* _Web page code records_
◇ ◇ ◇ ◇
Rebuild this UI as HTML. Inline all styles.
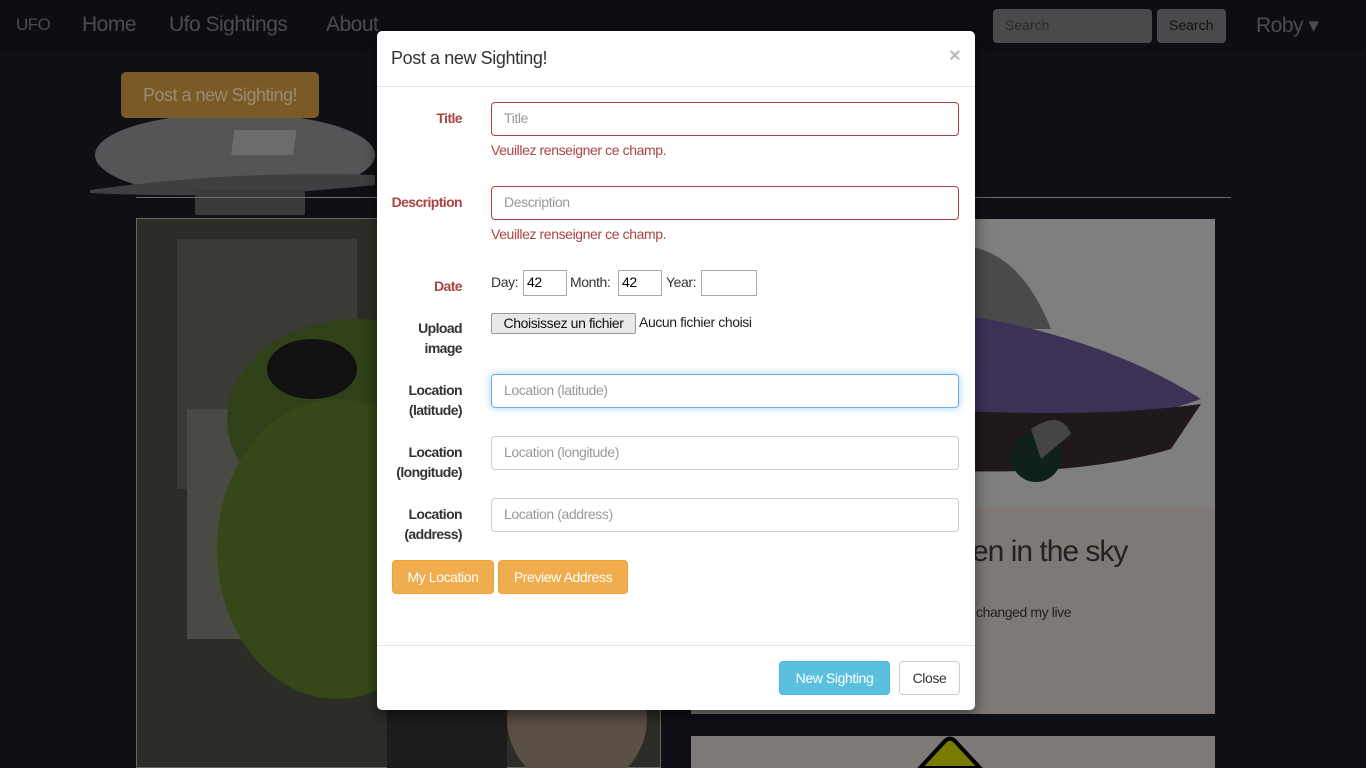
<!DOCTYPE html>
<html><head><style>
*{box-sizing:border-box}
html,body{background:#0f1015}
body{margin:0;width:1366px;height:768px;overflow:hidden;font-family:"Liberation Sans",sans-serif;position:relative}
.a{position:absolute}
.nav{color:#4a4c52;font-size:21px;letter-spacing:-0.5px}
.modal{left:377px;top:31px;width:598px;height:679px;background:#fff;border-radius:5px;box-shadow:0 5px 15px rgba(0,0,0,.5);letter-spacing:-0.4px}
.lbl{position:absolute;width:80px;text-align:right;font-weight:bold;font-size:14px;color:#333;line-height:20px;letter-spacing:-0.6px}
.red{color:#a94442}
.inp{position:absolute;left:114px;width:468px;height:34px;border:1px solid #ccc;border-radius:4px;font-size:14px;color:#999;padding:7px 12px}
.err{position:absolute;left:114px;font-size:14px;color:#a94442}
.btn{position:absolute;height:34px;border-radius:4px;font-size:14px;line-height:32px;text-align:center}
.small{position:absolute;height:26px;border:1px solid #a9a9a9;font-size:14px;padding:3px}
</style></head><body>
<div class="a" style="left:0;top:0;width:1366px;height:52px;background:#0d0e12"></div>
<div class="a nav" style="left:16px;top:15px;font-size:17px">UFO</div>
<div class="a nav" style="left:82px;top:13px">Home</div>
<div class="a nav" style="left:169px;top:13px">Ufo Sightings</div>
<div class="a nav" style="left:326px;top:13px">About</div>
<div class="a" style="left:993px;top:9px;width:159px;height:34px;background:#4a4a4c;border-radius:4px;color:#2a2a2c;font-size:14px;padding:8px 12px">Search</div>
<div class="a" style="left:1157px;top:9px;width:69px;height:34px;background:#4a4a4c;border-radius:4px;color:#111;font-size:14px;padding:8px 12px">Search</div>
<div class="a nav" style="left:1256px;top:13px">Roby ▾</div>
<svg class="a" style="left:85px;top:105px" width="300" height="115"><ellipse cx="150" cy="50" rx="140" ry="42" fill="#545557"/><path d="M5 85 Q150 65 290 70 L290 80 Q150 95 5 88Z" fill="#3e3f41"/><rect x="110" y="85" width="110" height="25" fill="#3a3a38"/><rect x="153" y="25" width="62" height="25" fill="#6b6c6e" transform="skewX(-8)"/></svg>
<div class="a" style="left:121px;top:72px;width:198px;height:46px;background:#7a5a26;border-radius:5px;color:#9a8c72;font-size:18px;line-height:46px;text-align:center;letter-spacing:-0.5px">Post a new Sighting!</div>
<div class="a" style="left:136px;top:197px;width:1095px;height:1px;background:#6c6c6e"></div>
<div class="a" style="left:136px;top:218px;width:525px;height:550px;border:1px solid #666;background:#2b2d26"></div>
<svg class="a" style="left:137px;top:219px" width="523" height="549"><rect x="40" y="20" width="180" height="250" fill="#3a3b35"/><rect x="50" y="190" width="90" height="230" fill="#4a4a44"/><ellipse cx="220" cy="200" rx="130" ry="100" fill="#304018"/><ellipse cx="200" cy="330" rx="120" ry="150" fill="#364817"/><ellipse cx="175" cy="150" rx="45" ry="30" fill="#111"/><circle cx="440" cy="500" r="70" fill="#5a5045"/><rect x="250" y="440" width="120" height="109" fill="#1c1c1c"/></svg>
<div class="a" style="left:691px;top:219px;width:524px;height:288px;background:#7f7f80"></div>
<svg class="a" style="left:691px;top:219px" width="524" height="288"><path d="M240 30 Q320 10 360 110 L260 110Z" fill="#4a4a4c"/><path d="M230 90 Q400 110 510 180 Q400 220 230 210Z" fill="#3b3256"/><path d="M230 190 Q400 200 510 185 L480 230 Q380 260 230 250Z" fill="#1f181d"/><circle cx="345" cy="238" r="25" fill="#10201a"/><path d="M340 210 Q370 190 380 215 L350 240Z" fill="#454547"/></svg>
<div class="a" style="left:691px;top:507px;width:524px;height:207px;background:#7e7876"></div>
<div class="a" style="left:972px;top:535px;font-size:30px;color:#222;letter-spacing:-1px">en in the sky</div>
<div class="a" style="left:976px;top:604px;font-size:14px;color:#222;letter-spacing:-0.4px">changed my live</div>
<div class="a" style="left:691px;top:736px;width:524px;height:32px;background:#7e7876"></div>
<svg class="a" style="left:910px;top:736px" width="80" height="32"><path d="M10 32 L35 5 Q40 0 45 5 L70 32Z" fill="#7a7a00" stroke="#000" stroke-width="4"/></svg>

<div class="a modal">
 <div class="a" style="left:14px;top:17px;font-size:18px;color:#333">Post a new Sighting!</div>
 <div class="a" style="left:572px;top:14px;font-size:20px;color:#bbb;font-weight:bold">×</div>
 <div class="a" style="left:0;top:55px;width:598px;height:1px;background:#e5e5e5"></div>
 <div class="lbl red" style="left:5px;top:77px">Title</div>
 <div class="inp" style="top:71px;border-color:#a94442">Title</div>
 <div class="err" style="top:111px">Veuillez renseigner ce champ.</div>
 <div class="lbl red" style="left:5px;top:161px">Description</div>
 <div class="inp" style="top:155px;border-color:#a94442">Description</div>
 <div class="err" style="top:195px">Veuillez renseigner ce champ.</div>
 <div class="lbl red" style="left:5px;top:245px">Date</div>
 <div class="a" style="left:114px;top:243px;font-size:14px;color:#333">Day:</div>
 <div class="small" style="left:118px;top:239px;left:146px;width:44px">42</div>
 <div class="a" style="left:193px;top:243px;font-size:14px;color:#333">Month:</div>
 <div class="small" style="left:241px;top:239px;width:44px">42</div>
 <div class="a" style="left:289px;top:243px;font-size:14px;color:#333">Year:</div>
 <div class="small" style="left:324px;top:239px;width:56px"></div>
 <div class="lbl" style="left:5px;top:287px">Upload image</div>
 <div class="a" style="left:114px;top:282px;width:145px;height:21px;border:1px solid #999;background:#e9e9e9;border-radius:2px;font-size:14px;color:#111;text-align:center;line-height:19px">Choisissez un fichier</div>
 <div class="a" style="left:262px;top:283px;font-size:14px;color:#222">Aucun fichier choisi</div>
 <div class="lbl" style="left:5px;top:349px">Location (latitude)</div>
 <div class="inp" style="top:343px;border-color:#66afe9;box-shadow:0 0 8px rgba(102,175,233,.6)">Location (latitude)</div>
 <div class="lbl" style="left:5px;top:411px">Location (longitude)</div>
 <div class="inp" style="top:405px">Location (longitude)</div>
 <div class="lbl" style="left:5px;top:473px">Location (address)</div>
 <div class="inp" style="top:467px">Location (address)</div>
 <div class="btn" style="left:15px;top:529px;width:102px;background:#f0ad4e;border:1px solid #eea236;color:#fff">My Location</div>
 <div class="btn" style="left:121px;top:529px;width:130px;background:#f0ad4e;border:1px solid #eea236;color:#fff">Preview Address</div>
 <div class="a" style="left:0;top:614px;width:598px;height:1px;background:#e5e5e5"></div>
 <div class="btn" style="left:402px;top:630px;width:111px;background:#5bc0de;border:1px solid #46b8da;color:#fff">New Sighting</div>
 <div class="btn" style="left:522px;top:630px;width:61px;background:#fff;border:1px solid #ccc;color:#333">Close</div>
</div>
</body></html>
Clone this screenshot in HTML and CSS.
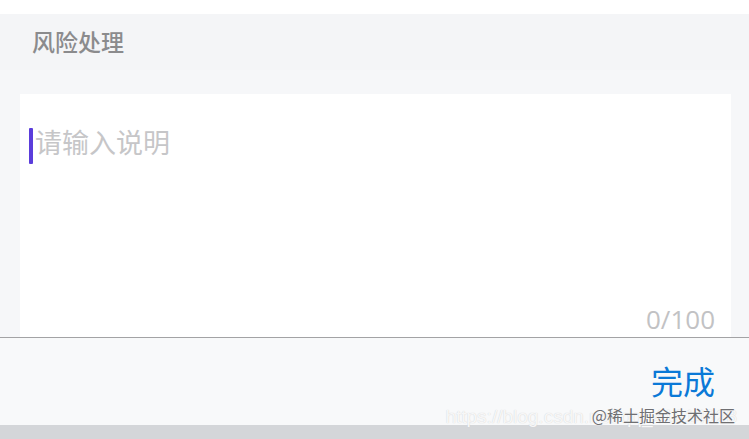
FILE: index.html
```html
<!DOCTYPE html>
<html lang="zh">
<head>
<meta charset="utf-8">
<link rel="stylesheet" href="styles.css">
</head>
<body>
<div class="page">
  <div class="top-gap"></div>
  <div class="sheet">
    <div class="header"><span class="title">风险处理</span></div>
    <div class="spacer"></div>
    <div class="field-row">
      <div class="field">
        <div class="input-line"><span class="caret"></span><span class="placeholder">请输入说明</span></div>
        <div class="counter">0/100</div>
      </div>
    </div>
  </div>
  <div class="divider"></div>
  <div class="footer">
    <span class="done">完成</span>
    <div class="watermark">
      <span class="wm-url">https://blog.csdn.net/qq_41614928</span>
      <span class="wm-brand">@稀土掘金技术社区</span>
    </div>
  </div>
  <div class="bottom"></div>
</div>
</body>
</html>
```
FILE: styles.css
```css
html, body {
  margin: 0;
  padding: 0;
  background: #ffffff;
  font-family: "Noto Sans", "Noto Sans CJK SC", sans-serif;
}
.page {
  width: 749px;
  height: 439px;
  overflow: hidden;
  display: flex;
  flex-direction: column;
}
.top-gap {
  height: 14px;
  background: #ffffff;
}
.sheet {
  background: #f4f5f7;
  display: flex;
  flex-direction: column;
}
.header {
  height: 56px;
  padding-left: 32px;
  display: flex;
  align-items: center;
}
.title {
  font-family: "Noto Sans CJK SC", sans-serif;
  font-size: 23px;
  font-weight: 500;
  color: #8b8b8d;
  line-height: 1;
  margin-top: -2px;
}
.spacer {
  height: 24px;
  background: #f6f7f9;
}
.field-row {
  padding: 0 18px 0 20px;
  background: #f6f7f9;
}
.field {
  height: 243px;
  background: #ffffff;
  display: flex;
  flex-direction: column;
  justify-content: space-between;
}
.input-line {
  display: flex;
  align-items: center;
  padding: 34px 0 0 9px;
}
.caret {
  width: 4px;
  height: 36px;
  background: #5b3ddb;
  border-radius: 1px;
}
.placeholder {
  font-family: "Noto Sans CJK SC", sans-serif;
  font-size: 27px;
  color: #c6c6c8;
  line-height: 1;
  margin-left: 2px;
  margin-top: -9px;
}
.counter {
  align-self: flex-end;
  font-family: "Open Sans", sans-serif;
  font-size: 26px;
  color: #c2c2c4;
  line-height: 1;
  padding: 0 16px 5px 0;
}
.divider {
  height: 1px;
  background: #a3a3a5;
}
.footer {
  height: 87px;
  background: #f8f9fa;
  position: relative;
  display: flex;
  justify-content: flex-end;
  align-items: flex-start;
}
.done {
  font-family: "Noto Sans CJK SC", sans-serif;
  font-size: 32px;
  color: #0b79d7;
  line-height: 1;
  margin: 26px 34px 0 0;
}
.watermark {
  position: absolute;
  right: 12px;
  bottom: 0;
  height: 24px;
}
.wm-url {
  position: absolute;
  right: 0;
  bottom: -3px;
  font-family: "Liberation Sans", sans-serif;
  font-size: 19px;
  color: rgba(255, 255, 255, 0.85);
  text-shadow: 0 0 1px #c8c8ca;
  white-space: nowrap;
}
.wm-brand {
  position: absolute;
  right: 2px;
  bottom: 2px;
  font-family: "Noto Sans CJK SC", sans-serif;
  font-size: 16px;
  color: #6f6f72;
  text-shadow: 0 0 2px #ffffff;
  white-space: nowrap;
  line-height: 1;
}
.bottom {
  flex: 1;
  background: #d4d6d9;
}
```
◇ ◇ ◇ ◇
* _STATED PROBLEM_
Report the number of lines in the entries above that include the string "this". Give nothing but the number.

* _FINISHED ANSWER_
2